• Given exercise
Look through the data below. Pick out the lines holding the string "this".

• Items from a data source
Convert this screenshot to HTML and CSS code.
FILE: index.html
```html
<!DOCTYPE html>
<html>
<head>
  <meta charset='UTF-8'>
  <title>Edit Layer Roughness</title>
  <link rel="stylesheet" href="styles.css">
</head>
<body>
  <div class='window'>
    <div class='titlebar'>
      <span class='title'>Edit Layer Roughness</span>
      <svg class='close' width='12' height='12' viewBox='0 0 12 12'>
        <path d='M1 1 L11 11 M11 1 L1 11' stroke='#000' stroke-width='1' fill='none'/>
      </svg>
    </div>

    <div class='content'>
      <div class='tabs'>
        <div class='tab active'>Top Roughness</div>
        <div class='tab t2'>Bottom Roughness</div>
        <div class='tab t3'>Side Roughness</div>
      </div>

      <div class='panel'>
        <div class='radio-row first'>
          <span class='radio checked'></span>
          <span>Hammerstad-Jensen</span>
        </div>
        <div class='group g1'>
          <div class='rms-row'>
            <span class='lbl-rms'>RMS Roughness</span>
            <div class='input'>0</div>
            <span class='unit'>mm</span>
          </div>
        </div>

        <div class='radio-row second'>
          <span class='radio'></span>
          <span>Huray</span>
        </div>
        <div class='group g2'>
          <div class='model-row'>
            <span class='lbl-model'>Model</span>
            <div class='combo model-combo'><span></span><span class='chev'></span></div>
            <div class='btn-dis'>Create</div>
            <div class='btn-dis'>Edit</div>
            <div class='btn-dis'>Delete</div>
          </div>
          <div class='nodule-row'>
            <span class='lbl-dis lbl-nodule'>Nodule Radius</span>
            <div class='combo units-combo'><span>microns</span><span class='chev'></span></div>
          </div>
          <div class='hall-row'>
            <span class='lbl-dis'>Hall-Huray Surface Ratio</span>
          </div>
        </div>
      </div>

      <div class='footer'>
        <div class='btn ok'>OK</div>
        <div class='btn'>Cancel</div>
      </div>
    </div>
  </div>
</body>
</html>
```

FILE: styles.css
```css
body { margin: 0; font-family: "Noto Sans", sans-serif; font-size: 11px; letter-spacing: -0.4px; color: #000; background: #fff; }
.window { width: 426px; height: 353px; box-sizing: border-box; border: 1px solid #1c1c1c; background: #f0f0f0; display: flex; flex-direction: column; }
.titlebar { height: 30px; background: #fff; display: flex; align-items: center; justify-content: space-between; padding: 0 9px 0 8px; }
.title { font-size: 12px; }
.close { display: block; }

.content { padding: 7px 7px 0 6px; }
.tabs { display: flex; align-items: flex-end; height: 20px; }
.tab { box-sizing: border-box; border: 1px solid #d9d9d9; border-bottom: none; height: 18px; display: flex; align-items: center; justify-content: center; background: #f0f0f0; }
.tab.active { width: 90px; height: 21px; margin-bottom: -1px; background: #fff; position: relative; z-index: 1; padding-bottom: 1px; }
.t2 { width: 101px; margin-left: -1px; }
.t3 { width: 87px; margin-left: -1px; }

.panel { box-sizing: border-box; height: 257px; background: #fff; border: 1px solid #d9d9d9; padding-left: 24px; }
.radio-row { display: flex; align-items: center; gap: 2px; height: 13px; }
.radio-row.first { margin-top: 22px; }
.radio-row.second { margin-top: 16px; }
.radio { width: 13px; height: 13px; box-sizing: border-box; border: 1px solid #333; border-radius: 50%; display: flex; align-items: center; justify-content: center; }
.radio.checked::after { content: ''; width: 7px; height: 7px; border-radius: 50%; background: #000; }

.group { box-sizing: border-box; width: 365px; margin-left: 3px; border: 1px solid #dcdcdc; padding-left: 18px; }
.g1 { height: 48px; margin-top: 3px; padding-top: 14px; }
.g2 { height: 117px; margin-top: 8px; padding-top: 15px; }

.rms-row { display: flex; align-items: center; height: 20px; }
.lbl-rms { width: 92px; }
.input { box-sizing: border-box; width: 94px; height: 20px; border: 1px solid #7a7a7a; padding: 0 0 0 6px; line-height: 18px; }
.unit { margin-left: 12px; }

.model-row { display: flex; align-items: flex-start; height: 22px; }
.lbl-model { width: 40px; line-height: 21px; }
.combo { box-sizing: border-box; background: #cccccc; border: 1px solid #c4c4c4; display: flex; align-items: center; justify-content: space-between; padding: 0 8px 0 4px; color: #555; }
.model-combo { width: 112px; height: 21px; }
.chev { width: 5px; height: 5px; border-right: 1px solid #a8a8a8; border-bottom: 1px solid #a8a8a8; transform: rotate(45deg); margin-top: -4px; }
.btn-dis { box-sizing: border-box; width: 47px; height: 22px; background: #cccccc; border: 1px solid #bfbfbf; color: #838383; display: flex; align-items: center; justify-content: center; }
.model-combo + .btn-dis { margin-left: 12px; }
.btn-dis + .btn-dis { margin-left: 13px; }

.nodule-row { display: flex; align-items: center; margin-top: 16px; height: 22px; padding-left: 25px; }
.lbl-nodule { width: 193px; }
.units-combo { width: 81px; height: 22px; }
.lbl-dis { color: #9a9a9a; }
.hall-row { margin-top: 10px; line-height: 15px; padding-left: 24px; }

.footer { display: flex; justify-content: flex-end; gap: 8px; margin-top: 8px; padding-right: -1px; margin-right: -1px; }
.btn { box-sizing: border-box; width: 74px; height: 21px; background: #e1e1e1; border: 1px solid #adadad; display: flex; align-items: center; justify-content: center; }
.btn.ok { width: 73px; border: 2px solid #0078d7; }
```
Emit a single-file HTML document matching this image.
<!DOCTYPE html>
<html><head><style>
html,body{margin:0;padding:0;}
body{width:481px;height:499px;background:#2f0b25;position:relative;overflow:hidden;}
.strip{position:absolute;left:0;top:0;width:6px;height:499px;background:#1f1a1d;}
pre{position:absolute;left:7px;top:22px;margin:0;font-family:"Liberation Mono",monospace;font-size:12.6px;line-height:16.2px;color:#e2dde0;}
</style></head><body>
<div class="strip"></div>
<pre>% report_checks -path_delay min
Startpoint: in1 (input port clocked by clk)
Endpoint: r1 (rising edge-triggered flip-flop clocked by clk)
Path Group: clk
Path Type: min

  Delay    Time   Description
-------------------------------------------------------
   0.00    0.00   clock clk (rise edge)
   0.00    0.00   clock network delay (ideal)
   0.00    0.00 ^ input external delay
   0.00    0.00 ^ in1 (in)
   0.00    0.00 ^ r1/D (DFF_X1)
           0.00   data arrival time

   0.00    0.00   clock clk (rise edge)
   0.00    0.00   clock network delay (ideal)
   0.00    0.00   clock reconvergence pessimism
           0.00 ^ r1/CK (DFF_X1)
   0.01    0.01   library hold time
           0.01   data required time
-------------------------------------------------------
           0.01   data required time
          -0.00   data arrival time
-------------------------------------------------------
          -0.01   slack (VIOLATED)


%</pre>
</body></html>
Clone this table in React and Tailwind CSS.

• Written response
Convert this screenshot to HTML and CSS code.
Emit a single-file HTML document matching this image.
Clone this table in React and Tailwind CSS.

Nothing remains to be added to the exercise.